The office suite of Dougal MacDougal was appropriate in size and splendor for someone with the exalted title of Solar High Ambassador to the Stellar Group. Lying within a huge and perfect dodecahedron, two hundred meters on a side, the suite sat deep beneath the surface of Ceres. In an architect’s conceit, the other four Platonic regular solids were nested within it at a considerable loss in useful living space. A crystal tetrahedron formed the very center. By an ornate desk in that tetrahedron sat Chan Dalton. Awaiting MacDougal’s return, he had been drinking steadily and popping fizz slugs. Now he felt wasted and was asking himself why he had done it.

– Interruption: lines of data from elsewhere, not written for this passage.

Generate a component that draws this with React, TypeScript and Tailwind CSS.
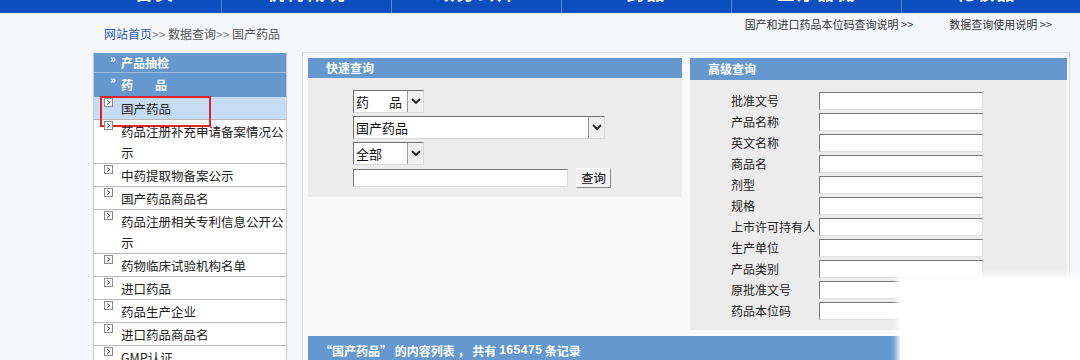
import React from "react";

const FONT = { fontFamily: '"Noto Sans CJK SC", "Noto Sans", sans-serif' };

function RowIcon() {
  return (
    <svg width="9" height="9" viewBox="0 0 9 9" className="shrink-0 mt-[1px]">
      <rect x="0.5" y="0.5" width="8" height="8" fill="#fff" stroke="#8a8a8a" />
      <path d="M3 2.5 L6 4.5 L3 6.5" fill="none" stroke="#555" strokeWidth="1" />
    </svg>
  );
}

function Chevron() {
  return (
    <svg width="10" height="7" viewBox="0 0 10 7">
      <path d="M1 1 L5 5 L9 1" fill="none" stroke="#222" strokeWidth="1.8" />
    </svg>
  );
}

function Select({ w, children }: { w: string; children: React.ReactNode }) {
  return (
    <div className={`${w} h-[23px] flex bg-white border border-t-[#6f6f6f] border-l-[#6f6f6f] border-b-[#d8d8d8] border-r-[#d8d8d8]`}>
      <div className="flex-1 flex items-center pl-[2px] text-[13px] text-[#111]">{children}</div>
      <div className="w-[16px] h-full flex items-center justify-center bg-[#efefef] border-l border-[#9a9a9a]">
        <Chevron />
      </div>
    </div>
  );
}

function Input({ w }: { w: string }) {
  return (
    <div className={`${w} h-[18px] bg-white border border-t-[#777] border-l-[#777] border-b-[#dedede] border-r-[#dedede]`} />
  );
}

const sideItems: { lines: string[]; active?: boolean }[] = [
  { lines: ["国产药品"], active: true },
  { lines: ["药品注册补充申请备案情况公", "示"] },
  { lines: ["中药提取物备案公示"] },
  { lines: ["国产药品商品名"] },
  { lines: ["药品注册相关专利信息公开公", "示"] },
  { lines: ["药物临床试验机构名单"] },
  { lines: ["进口药品"] },
  { lines: ["药品生产企业"] },
  { lines: ["进口药品商品名"] },
  { lines: ["GMP认证"] },
];

const advFields = [
  "批准文号",
  "产品名称",
  "英文名称",
  "商品名",
  "剂型",
  "规格",
  "上市许可持有人",
  "生产单位",
  "产品类别",
  "原批准文号",
  "药品本位码",
];

const navItems = ["首页", "机构概况", "政务公开", "药品", "医疗器械", "化妆品"];

export default function App() {
  return (
    <div className="relative w-[1080px] h-[360px] overflow-hidden bg-[#f5f7fa]" style={FONT}>
      {/* top nav */}
      <div className="h-[13px] bg-[#0b4fbf] flex pl-[51px] overflow-hidden">
        {navItems.map((n, i) => (
          <div
            key={n}
            className={`w-[170px] shrink-0 h-full flex justify-center ${i > 0 ? "border-l border-[#5d86d4]" : "pl-[38px]"}`}
          >
            <span className="text-white font-bold text-[18px] leading-[18px] mt-[-17px] tracking-[2px]">{n}</span>
          </div>
        ))}
      </div>

      {/* breadcrumb row */}
      <div className="h-[39px] flex justify-between">
        <div className="pl-[104px] pt-[13px] text-[12px] text-[#555] leading-[16px]">
          <span className="text-[#2a5caa]">网站首页</span>
          <span className="text-[#888]">&gt;&gt; </span>数据查询<span className="text-[#888]">&gt;&gt; </span>国产药品
        </div>
        <div className="pr-[28px] pt-[3px] flex gap-[36px] text-[11px] text-[#333] leading-[16px]">
          <span>国产和进口药品本位码查询说明 &gt;&gt;</span>
          <span>数据查询使用说明 &gt;&gt;</span>
        </div>
      </div>

      {/* main */}
      <div className="flex pl-[93px] gap-[15px] items-start">
        {/* sidebar */}
        <div className="w-[194px] shrink-0 bg-white border-x border-[#c8c8c8] pt-[1px]">
          <div className="h-[20px] bg-[#6598ce] relative pl-[27px] flex items-center text-white text-[12px] font-bold border-b border-[#9cbde0]">
            <span className="absolute left-[16px] top-[-3px] text-[11px] font-bold">»</span>
            产品抽检
          </div>
          <div className="h-[24px] bg-[#6598ce] relative pl-[27px] flex items-center text-white text-[12px] font-bold">
            <span className="absolute left-[16px] top-[-2px] text-[11px] font-bold">»</span>
            药<span className="ml-[22px]">品</span>
          </div>
          {sideItems.map((it, idx) => (
            <div
              key={idx}
              className={`relative flex gap-[8px] pl-[10px] border-b border-[#b9b9b9] ${it.active ? "bg-[#c6dcf4]" : ""}`}
            >
              <RowIcon />
              <div className="text-[12.5px] leading-[21px] text-[#222] whitespace-nowrap pt-[1px]">
                {it.lines.map((l, j) => (
                  <div key={j}>{l}</div>
                ))}
              </div>
              {it.active && (
                <div className="absolute left-[6px] top-[-1px] w-[111px] h-[31px] border-2 border-[#e1222b]" />
              )}
            </div>
          ))}
        </div>

        {/* content box */}
        <div className="w-[768px] shrink-0 h-[320px] bg-[#f9f9f9] border border-[#dcdcdc] pl-[5px] pr-[1px] pt-[5px] flex flex-col gap-[6px]">
          <div className="flex gap-[8px] items-start">
            {/* quick query */}
            <div className="w-[374px] h-[139px] bg-[#ececec]">
              <div className="h-[20px] bg-[#6598ce] pl-[18px] flex items-center text-white text-[12px] font-bold">
                快速查询
              </div>
              <div className="pl-[45px] pt-[12px] flex flex-col gap-[3px]">
                <Select w="w-[71px]">
                  <span className="flex justify-between w-[46px]">
                    <span>药</span>
                    <span>品</span>
                  </span>
                </Select>
                <Select w="w-[252px]">国产药品</Select>
                <Select w="w-[71px]">全部</Select>
                <div className="flex items-center gap-[8px]">
                  <Input w="w-[215px]" />
                  <div className="w-[35px] h-[20px] flex items-center justify-center bg-[#f3f3f3] border border-t-[#fff] border-l-[#fff] border-b-[#888] border-r-[#888] text-[12.5px] text-[#111]">
                    查询
                  </div>
                </div>
              </div>
            </div>

            {/* advanced query */}
            <div className="w-[377px] h-[272px] bg-[#ececec]">
              <div className="h-[22px] bg-[#6598ce] pl-[18px] flex items-center text-white text-[12px] font-bold">
                高级查询
              </div>
              <div className="pt-[10px] pl-[41px] flex flex-col">
                {advFields.map((f) => (
                  <div key={f} className="h-[21px] flex items-center">
                    <span className="w-[88px] text-[12px] text-[#222] whitespace-nowrap">{f}</span>
                    <Input w="w-[164px]" />
                  </div>
                ))}
              </div>
            </div>
          </div>

          {/* result bar */}
          <div className="h-[30px] bg-[#6598ce] pl-[12px] flex items-center text-white text-[12px] font-bold whitespace-pre">
            “国产药品” 的内容列表 ， 共有 <span style={{ fontFamily: '"Liberation Mono", monospace' }}>165475</span> 条记录
          </div>
        </div>
      </div>

      {/* white overlay patch */}
      <div className="absolute left-[900px] top-[278px] w-[190px] h-[90px] bg-white shadow-[0_0_6px_3px_#ffffff]" />
    </div>
  );
}
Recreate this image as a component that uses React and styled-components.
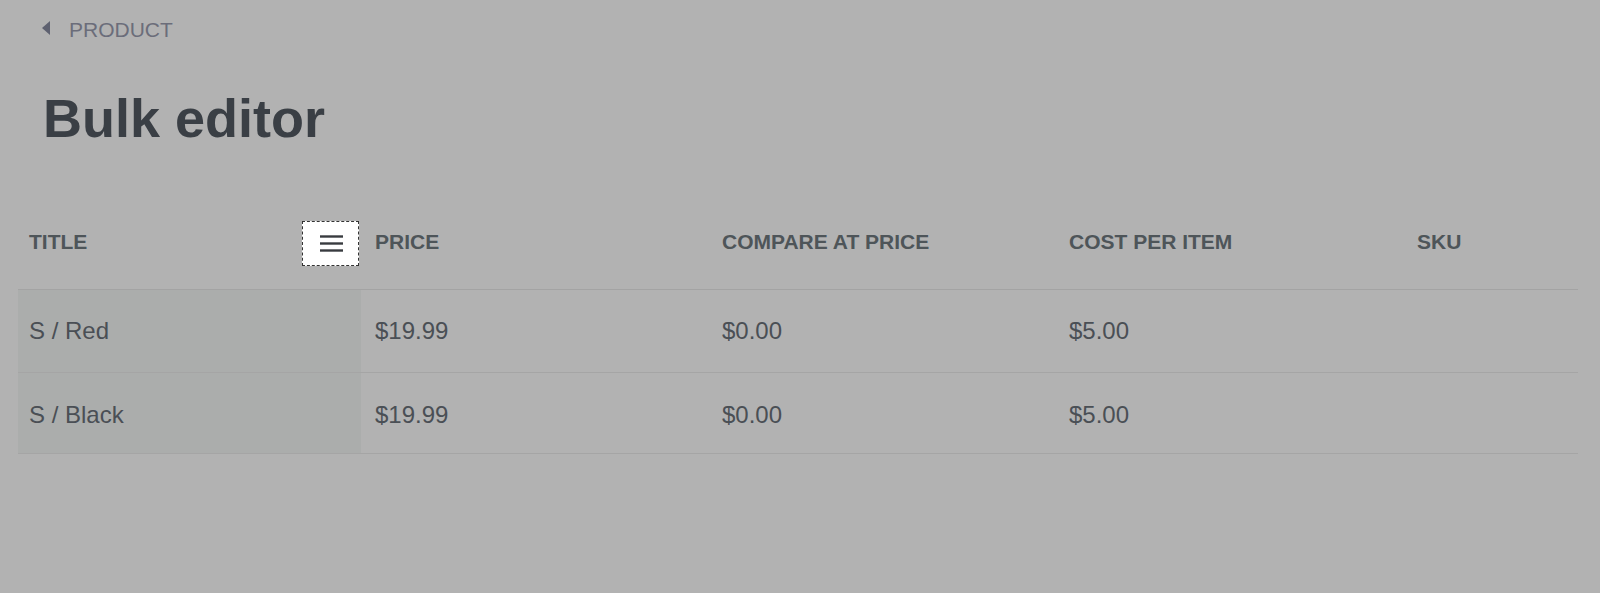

The prospect of danger in the Geyser Swirl was not the problem. Danger was nothing new. Anyone who reached a position of power in the Gallimaufries faced danger every day. Chan had received — and given — his share of sudden and violent attacks. His facial scars spoke more of blood and guts than thrown floral bouquets.

Treachery was not the problem, either. You expected to be stabbed in the back, figuratively and literally, by everyone who wanted to get close to the Duke of Bosny. That was fair enough. Hadn’t you done the same thing yourself?

Lies were not the problem. Of course you were lied to; you expected it and you discounted what you were told, no matter the source. Even when people were not trying to lie, their output was usually wrong because some rat-head had given it to them wrong. Over the years you had met a few men and women you could rely on, but no more than you could count on the fingers of one hand. Trying to reach them over the past few days, you learned — not surprisingly — that they were scattered all over. Quality was like a thin veneer on the unfinished rough-cut of the extended solar system.

Even uncertainty was not the problem. You didn’t know where you would land when you passed through the Link Network to the Geyser Swirl, or what you would find there. But what else was new? The only certainties in life were unpleasant ones. Tomorrow was uncertain unless you were sentenced to die tonight. And even that was uncertain. You might be reprieved. You might escape. There might be a war or an earthquake.

Chan helped himself to one more fizz slug.

No. The problem today was not danger, treachery, lies, or uncertainty. Perhaps it was impossibility . The impossibility of things going so wrong, and the questions that raised.

Consider the evidence. Give them half a chance, and humans were likely to do stupid, rash things just for the hell of it, or to save themselves from dying of boredom. No other Stellar Group member was like that. The Tinkers, the Pipe-Rillas, and the Angels — especiallythe Angels — did not take risks. And they applied their safety-first approach to the Link Network. The system itself would not permit the violation of its three Golden Rules:

1. Close is not good enough . Travellers who missed the long, coded sequence of Link settings by a single digit might arrive as thin pink pancakes, or as long, braided ribbons of mangled flesh. Therefore, the settings must pass a multiply redundant checklist, so detailed and foolproof that every black hole in the universe would radiate itself away long before an incorrect sequence would be activated.

2. Know your exit point . Careless travellers who needed to breathe could arrive suitless in hard vacuum. An organism for whom high gravity was instantly fatal might land on the surface of Earth. To prevent those things, the Link checking system was supposed to match traveller life-support needs to destination and refuse to allow inappropriate transfer.

3. Two into one won’t go . A Link arrival point had to be empty before a Link would be initiated. That lesson, too, humans had learned the hard way. A small high-temperature cloud of plasma in orbit near Jupiter marked the simultaneous arrival of two ships at a Sargasso Dump Link exit point.

The Stellar Group applied the safety rules scrupulously. They would have examined the Geyser Swirl Link point closely before sending their first exploration team. And before sending a second team? Chan couldn’t begin to imagine the checking and the rechecking and the triple-checking that must have been done. Undoubtedly, their ships would also have been set up to return through the Network at the first sign of difficulty.